> [Given exercise] Copy each line where the word "size" occurs.

> [Data section]

--------------------------------

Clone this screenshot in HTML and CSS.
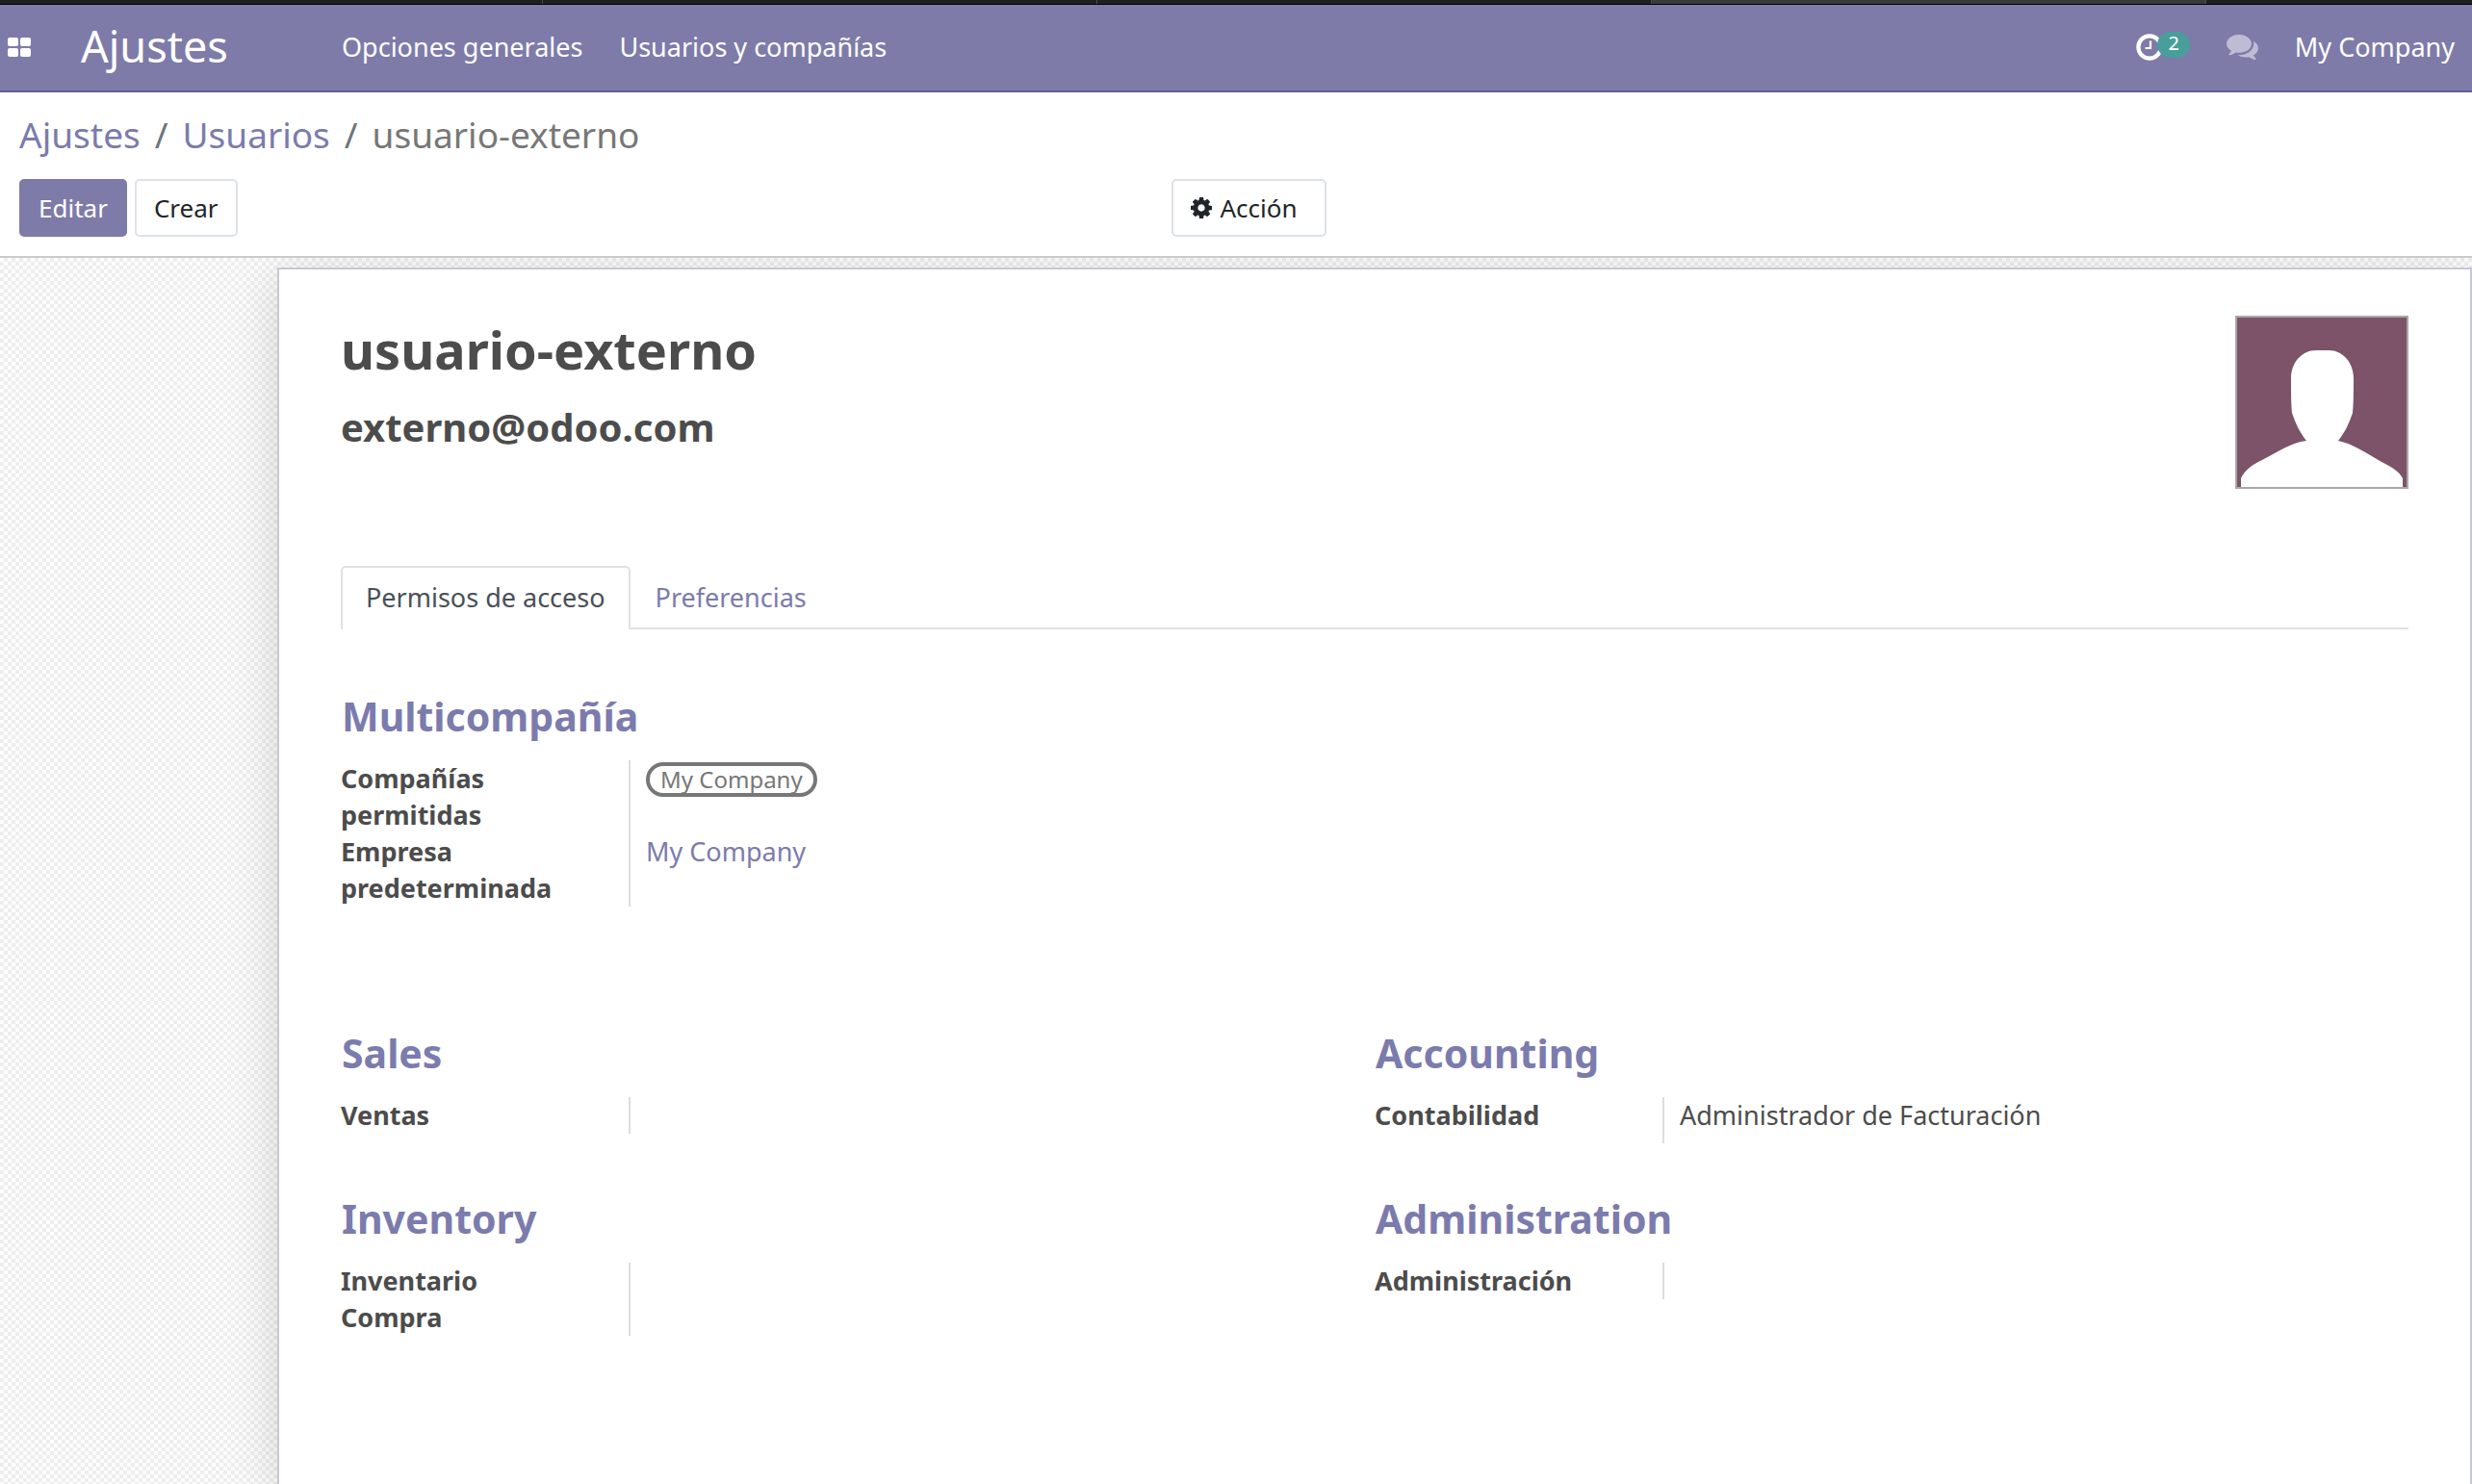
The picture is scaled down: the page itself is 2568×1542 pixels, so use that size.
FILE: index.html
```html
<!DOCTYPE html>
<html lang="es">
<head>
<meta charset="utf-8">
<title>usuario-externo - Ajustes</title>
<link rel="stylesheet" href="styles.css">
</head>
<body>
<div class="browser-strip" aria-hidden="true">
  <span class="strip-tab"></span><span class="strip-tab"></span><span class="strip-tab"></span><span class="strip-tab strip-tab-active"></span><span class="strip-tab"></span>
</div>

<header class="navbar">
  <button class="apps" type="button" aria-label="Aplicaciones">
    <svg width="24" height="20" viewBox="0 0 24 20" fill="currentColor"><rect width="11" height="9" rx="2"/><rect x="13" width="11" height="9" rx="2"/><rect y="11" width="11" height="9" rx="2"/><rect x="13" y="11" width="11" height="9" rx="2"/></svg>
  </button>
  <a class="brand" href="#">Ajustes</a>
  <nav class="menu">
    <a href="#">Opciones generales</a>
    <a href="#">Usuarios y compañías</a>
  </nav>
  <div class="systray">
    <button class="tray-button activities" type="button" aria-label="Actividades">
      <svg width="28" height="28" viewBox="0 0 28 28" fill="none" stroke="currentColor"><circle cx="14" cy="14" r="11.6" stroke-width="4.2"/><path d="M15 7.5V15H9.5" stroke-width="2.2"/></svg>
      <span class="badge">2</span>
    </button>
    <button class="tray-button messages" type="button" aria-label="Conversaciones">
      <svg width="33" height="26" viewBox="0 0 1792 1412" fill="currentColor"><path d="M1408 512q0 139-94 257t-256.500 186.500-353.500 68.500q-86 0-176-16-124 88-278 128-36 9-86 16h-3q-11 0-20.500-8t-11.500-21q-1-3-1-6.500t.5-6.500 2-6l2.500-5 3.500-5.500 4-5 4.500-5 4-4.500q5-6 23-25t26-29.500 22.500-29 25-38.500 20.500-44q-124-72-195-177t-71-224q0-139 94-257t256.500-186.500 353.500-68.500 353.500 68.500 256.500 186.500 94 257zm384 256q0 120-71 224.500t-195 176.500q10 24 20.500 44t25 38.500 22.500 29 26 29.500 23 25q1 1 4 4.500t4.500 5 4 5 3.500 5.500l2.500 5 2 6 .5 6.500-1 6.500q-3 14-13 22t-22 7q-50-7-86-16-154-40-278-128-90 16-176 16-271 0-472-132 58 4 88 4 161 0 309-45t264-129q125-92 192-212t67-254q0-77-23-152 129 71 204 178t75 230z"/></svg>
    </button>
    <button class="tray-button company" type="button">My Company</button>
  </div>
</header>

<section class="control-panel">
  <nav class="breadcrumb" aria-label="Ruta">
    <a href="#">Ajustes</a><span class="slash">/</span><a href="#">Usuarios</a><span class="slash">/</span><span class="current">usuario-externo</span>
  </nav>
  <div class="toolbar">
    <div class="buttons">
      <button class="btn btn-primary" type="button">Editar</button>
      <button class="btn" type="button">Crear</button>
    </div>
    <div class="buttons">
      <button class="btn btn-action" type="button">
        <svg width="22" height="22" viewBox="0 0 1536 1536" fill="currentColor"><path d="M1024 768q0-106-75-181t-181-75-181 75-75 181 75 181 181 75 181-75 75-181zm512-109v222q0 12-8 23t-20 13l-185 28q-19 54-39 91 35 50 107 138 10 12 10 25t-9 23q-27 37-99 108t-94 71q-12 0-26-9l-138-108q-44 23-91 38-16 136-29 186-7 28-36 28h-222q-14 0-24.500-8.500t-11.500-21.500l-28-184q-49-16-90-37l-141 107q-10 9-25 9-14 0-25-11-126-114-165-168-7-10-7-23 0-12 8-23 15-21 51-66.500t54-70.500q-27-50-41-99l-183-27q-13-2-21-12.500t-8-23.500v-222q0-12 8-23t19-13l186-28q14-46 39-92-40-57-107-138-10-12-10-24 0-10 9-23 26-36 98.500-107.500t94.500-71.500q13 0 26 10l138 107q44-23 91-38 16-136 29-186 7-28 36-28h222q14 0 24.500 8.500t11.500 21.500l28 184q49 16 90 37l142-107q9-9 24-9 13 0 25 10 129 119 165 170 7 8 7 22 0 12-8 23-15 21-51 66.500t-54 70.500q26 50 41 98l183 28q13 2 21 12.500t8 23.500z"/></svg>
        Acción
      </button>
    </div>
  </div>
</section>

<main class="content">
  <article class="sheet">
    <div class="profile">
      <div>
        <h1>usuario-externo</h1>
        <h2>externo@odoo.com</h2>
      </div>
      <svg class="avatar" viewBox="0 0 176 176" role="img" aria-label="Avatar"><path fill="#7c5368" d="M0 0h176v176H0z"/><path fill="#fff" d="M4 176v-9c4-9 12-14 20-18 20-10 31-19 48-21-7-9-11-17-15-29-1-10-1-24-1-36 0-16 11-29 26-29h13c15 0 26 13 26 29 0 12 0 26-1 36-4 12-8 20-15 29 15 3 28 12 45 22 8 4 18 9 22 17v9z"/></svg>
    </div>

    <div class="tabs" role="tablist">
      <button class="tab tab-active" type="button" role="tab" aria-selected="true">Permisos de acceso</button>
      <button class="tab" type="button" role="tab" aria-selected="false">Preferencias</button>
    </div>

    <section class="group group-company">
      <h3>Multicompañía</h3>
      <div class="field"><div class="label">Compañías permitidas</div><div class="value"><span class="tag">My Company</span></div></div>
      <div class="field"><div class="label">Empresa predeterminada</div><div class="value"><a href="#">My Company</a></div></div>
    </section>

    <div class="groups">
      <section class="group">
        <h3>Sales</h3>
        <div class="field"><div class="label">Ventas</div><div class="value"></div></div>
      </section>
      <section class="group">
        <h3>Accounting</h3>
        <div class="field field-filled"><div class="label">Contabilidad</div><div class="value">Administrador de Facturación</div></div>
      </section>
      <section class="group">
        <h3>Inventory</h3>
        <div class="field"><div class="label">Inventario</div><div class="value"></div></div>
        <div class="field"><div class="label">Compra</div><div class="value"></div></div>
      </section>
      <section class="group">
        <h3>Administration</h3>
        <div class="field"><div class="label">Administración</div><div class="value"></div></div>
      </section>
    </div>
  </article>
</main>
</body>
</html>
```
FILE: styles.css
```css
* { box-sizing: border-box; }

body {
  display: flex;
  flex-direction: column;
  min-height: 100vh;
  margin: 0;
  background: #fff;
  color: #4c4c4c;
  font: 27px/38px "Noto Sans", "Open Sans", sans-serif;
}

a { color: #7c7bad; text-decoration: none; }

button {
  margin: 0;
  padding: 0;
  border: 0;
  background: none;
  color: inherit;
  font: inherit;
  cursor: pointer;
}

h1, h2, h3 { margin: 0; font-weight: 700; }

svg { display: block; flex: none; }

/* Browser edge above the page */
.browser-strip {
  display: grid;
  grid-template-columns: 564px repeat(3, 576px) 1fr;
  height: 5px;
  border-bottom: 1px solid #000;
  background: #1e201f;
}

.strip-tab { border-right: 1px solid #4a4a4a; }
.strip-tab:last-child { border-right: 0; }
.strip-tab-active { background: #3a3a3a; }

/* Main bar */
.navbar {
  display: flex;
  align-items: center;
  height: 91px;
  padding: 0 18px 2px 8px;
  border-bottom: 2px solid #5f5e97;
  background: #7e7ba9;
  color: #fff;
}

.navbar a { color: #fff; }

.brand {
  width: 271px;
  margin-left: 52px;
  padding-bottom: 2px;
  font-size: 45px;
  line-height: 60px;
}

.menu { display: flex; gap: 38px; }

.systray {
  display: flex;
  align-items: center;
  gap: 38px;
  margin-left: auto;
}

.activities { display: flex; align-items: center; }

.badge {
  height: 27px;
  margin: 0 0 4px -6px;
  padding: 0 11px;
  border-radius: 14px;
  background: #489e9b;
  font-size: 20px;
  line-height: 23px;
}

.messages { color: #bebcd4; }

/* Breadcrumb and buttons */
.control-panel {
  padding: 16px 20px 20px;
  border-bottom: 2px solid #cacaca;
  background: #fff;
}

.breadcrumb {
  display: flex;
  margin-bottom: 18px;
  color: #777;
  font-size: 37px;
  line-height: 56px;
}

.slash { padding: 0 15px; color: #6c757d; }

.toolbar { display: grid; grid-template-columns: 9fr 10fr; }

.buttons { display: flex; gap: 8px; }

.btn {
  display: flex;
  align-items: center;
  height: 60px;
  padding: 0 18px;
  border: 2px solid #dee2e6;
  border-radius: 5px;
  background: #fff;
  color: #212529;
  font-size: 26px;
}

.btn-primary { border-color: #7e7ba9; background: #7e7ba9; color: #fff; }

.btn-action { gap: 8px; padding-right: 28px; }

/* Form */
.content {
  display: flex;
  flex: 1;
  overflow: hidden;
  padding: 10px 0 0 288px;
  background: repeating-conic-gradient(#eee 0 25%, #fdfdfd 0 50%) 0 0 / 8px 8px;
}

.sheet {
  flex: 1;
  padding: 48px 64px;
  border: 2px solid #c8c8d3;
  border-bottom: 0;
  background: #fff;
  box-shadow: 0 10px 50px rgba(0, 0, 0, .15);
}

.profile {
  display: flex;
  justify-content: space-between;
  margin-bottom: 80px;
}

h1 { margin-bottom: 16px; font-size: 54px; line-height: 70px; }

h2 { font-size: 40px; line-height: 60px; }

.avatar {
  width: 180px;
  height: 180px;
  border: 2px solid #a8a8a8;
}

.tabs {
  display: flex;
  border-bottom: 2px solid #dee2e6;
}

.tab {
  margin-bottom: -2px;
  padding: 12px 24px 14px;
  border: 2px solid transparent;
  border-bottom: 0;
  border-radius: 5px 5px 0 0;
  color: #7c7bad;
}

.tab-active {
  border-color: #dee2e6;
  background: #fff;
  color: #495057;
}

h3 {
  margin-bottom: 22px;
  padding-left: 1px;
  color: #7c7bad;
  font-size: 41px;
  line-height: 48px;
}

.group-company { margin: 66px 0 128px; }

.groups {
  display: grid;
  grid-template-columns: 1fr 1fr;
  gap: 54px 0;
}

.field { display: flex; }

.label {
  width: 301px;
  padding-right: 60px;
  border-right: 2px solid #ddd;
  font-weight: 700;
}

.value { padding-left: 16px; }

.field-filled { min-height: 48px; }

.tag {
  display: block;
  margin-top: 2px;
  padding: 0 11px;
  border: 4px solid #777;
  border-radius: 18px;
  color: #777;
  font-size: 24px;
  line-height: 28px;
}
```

--------------------------------

> [Exercise result]
The picture is scaled down: the page itself is 2568×1542 pixels, so use that size.
  font-size: 45px;
  font-size: 20px;
  font-size: 37px;
  font-size: 26px;
h1 { margin-bottom: 16px; font-size: 54px; line-height: 70px; }
h2 { font-size: 40px; line-height: 60px; }
  font-size: 41px;
  font-size: 24px;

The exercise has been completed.